Der Transport der Energie wird dem Stromnetz überlassen, das so vor neue Herausforderungen gestellt ist. Denn die meisten alternativen Energiequellen haben eine unangenehme Eigenschaft – sie sind nicht immer verfügbar. So können Solarzellen nur dann Strom produzieren, wenn viel Sonne scheint. Und Windräder können nur dann etwas ins Netz einspeisen, wenn genügend Wind bläst. Daher benötigt man für alternative Energiequellen eine sogenannte Ausgleichsenergie. Diese springt ein, wenn zu viele Wolken am Himmel sind oder Windstille herrscht. Heutzutage sind das meist Pumpspeicherkraftwerke in den Alpen oder Gaskraftwerke. Für die Netze bedeutet all dies eine zusätzliche Belastung. Denn der plötzliche Ausfall eines Kraftwerks, das durch ein anderes ersetzt werden muss, führt zu starken Schwankungen in der Netzspannung. Ist diese Schwankung zu groß, kann das Netz zusammenbrechen und ein großflächiger Blackout die Folge sein. Laut Experten ist dies eine der größten Gefahren auf dem Weg zur alternativen Energieversorgung.

Um dieses Problem in den Griff zu bekommen, müssen die Netze ausgebaut werden. Das stößt allerdings häufig auf Widerstand in der Bevölkerung. Zudem sollen auch sogenannte virtuelle Kraftwerke entstehen. Dabei werden beispielsweise Windräder im Burgenland mit Kleinwasserkraftwerken in Tirol und Biomasseanlagen in Oberösterreich virtuell zusammengeschlossen. Die Kraftwerke sind über das Internet miteinander verbunden und gleichen Änderungen in der Produktion untereinander sofort aus. Wenn der Wind im Burgenland nachlässt, liefert das Biomassekraftwerk kontinuierlich mehr Strom ins Netz. So werden die gefährlichen Spannungsschwankungen vermieden. Das Stromnetz wird zum intelligenten Netz (Smart-Grid) – quasi zu einem Elektrizitätsinternet.

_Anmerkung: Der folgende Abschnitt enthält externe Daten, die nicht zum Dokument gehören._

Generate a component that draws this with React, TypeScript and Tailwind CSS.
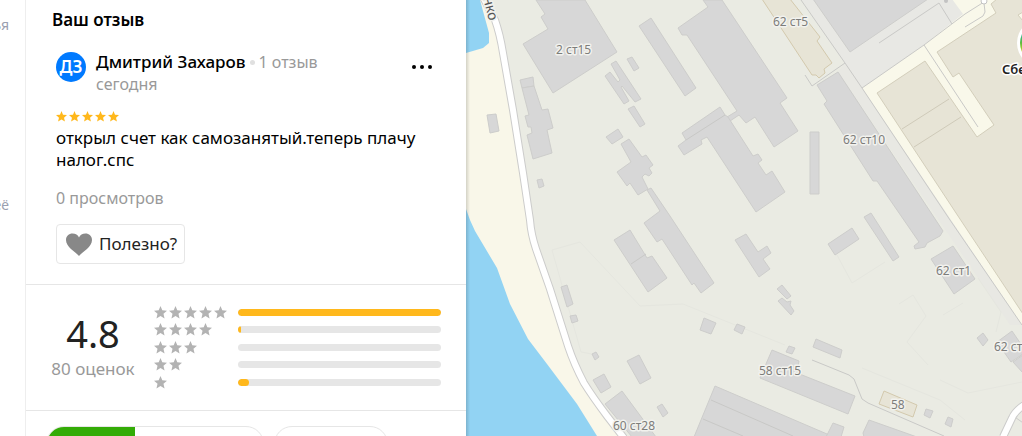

Elektrisch in die Arbeit fahren

Die Zukunft der Energieversorgung wird laut dieser Vision vor allem die Mobilität völlig auf den Kopf stellen. In den Städten verkehren nur noch kleine, zweisitzige Elektroautos. Sie schaffen problemlos die täglichen Fahrten von bis zu 100 Kilometern, ohne aufgeladen zu werden. Unsere heutigen Autodinosaurier wird man dann allenfalls über Car-Sharing-Modell mieten, um damit längere Strecken mit viel Gepäck zurückzulegen.

Die Elektroautos der Zukunft werden jedoch nicht nur als Fortbewegungsmittel dienen. Stellen abgestellte Autos in den Städten heutzutage vor allem ein Platzproblem dar, so wird das geparkte Elektroauto zum Energiespeicher. Untertags, wenn die großflächigen Solaranlagen einen Stromüberschuss produzieren, werden die Akkumulatoren der Autos ständig geladen. Am Abend, wenn der Strombedarf hoch und die Sonne bereits untergegangen ist, fließt die Energie wieder zurück ins Stromnetz und füttert Fernsehapparate, Kühlschränke und Verkehrsampeln.